The task of finding transcriptionists willing to take the job on short notice was rough - I did a lot of begging. I didn't even pretend that I was offering them fair work for fair pay. I said to one friend, "Forgive me please, because I need to ruin your day."Then I proceeded to explain what I needed. My client helped in farming the work out and eventually, I could start the writing process. Which was tough in its own right because the language was very technical, with lots of physics terms and geometry and mechanics.
Let's just say I learnt more than I ever thought I wanted to know about how railways tracks and trains and heavy haul transports transporting coal and ore worldwide work: the challenges, the solutions in use, the research being done, and the technologies and how all these things are maintained. LOL! I could actually empathise with the former writer - it was all very technical, but the difference is that I was enthralled.
So in the end, I developed 18 articles based on the lectures, with the sessions lasting around 45 minutes each ( around 4000 words of technical text x 18). My poor client had to do quality control in addition to her own job, ensuring that the pieces were edited and proof-read and then inserting them into the main conference report. THAT was supposed to the job she was hiring me for!
Yesterday were did the final push, and it lasted until today around 4am for me, when I decided to take a nap before I finished polishing the last two pieces and sending them to the client before 8am. I went to bed at 8.30 and slept most of the morning away, blissful that I could finally rest.
So what did I learn from this experience:
1. Despite the hassle, I can still empathise with the writer who quit.
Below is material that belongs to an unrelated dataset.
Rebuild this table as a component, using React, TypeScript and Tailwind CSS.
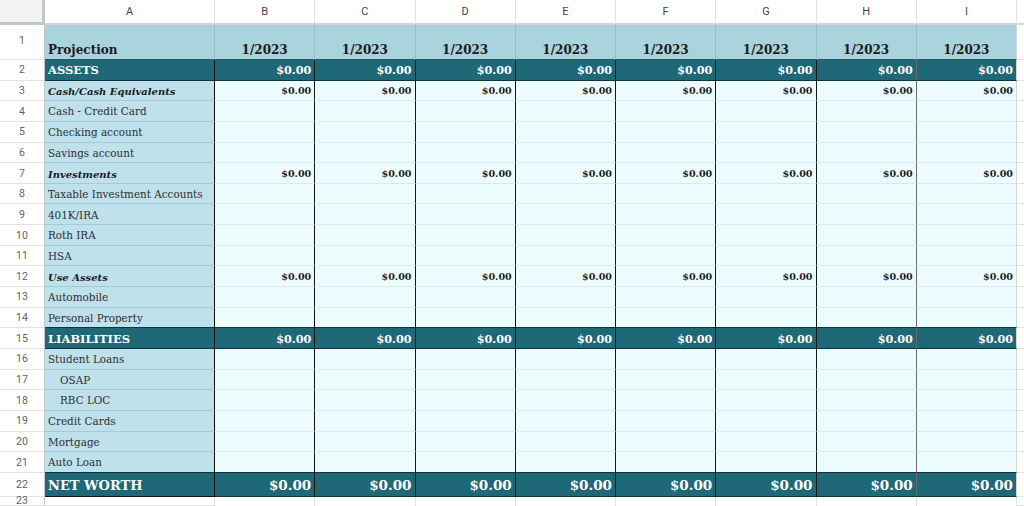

I used to be like him - a marathon runner, I sarcastically called myself - running when the going got tough, never considering the consequences on other people. Which brings me to the second point-
2. Just because I don't immediately suffer the consequences does not mean there aren't any. Quitting like that leaves someone holding a bag leaking slimy stuff, and someone has to clean up the mess.
3. I am more resilient than I knew, and can survive stressful projects better than I thought I could.
|The day I fell & hit the door, injuring my forehead|
4. I need my loved ones to help me survive stressful conditions.
|Our Star Wars heroes|
5. Opportunity does not come in the form that you expect. I do my normal marketing and have made several phone calls to my network of colleagues and clients asking for work in preparation for the December/January holidays. I would never have predicted that a situation that looked so disastrous would actually be an opportunity for me to land well-paying work.
6. Always keep a stocked larder, fridge and freezer to be able to make quick meals.
|Good, nourishing food for stressful days|
7. Leaving my house and working in the company of others mitigated the stress levels. There is no doubt in my mind that I love working for myself, in my home office. But under stressful conditions, you could go nuts being alone in the house. Having company helped me to put one foot in front of another.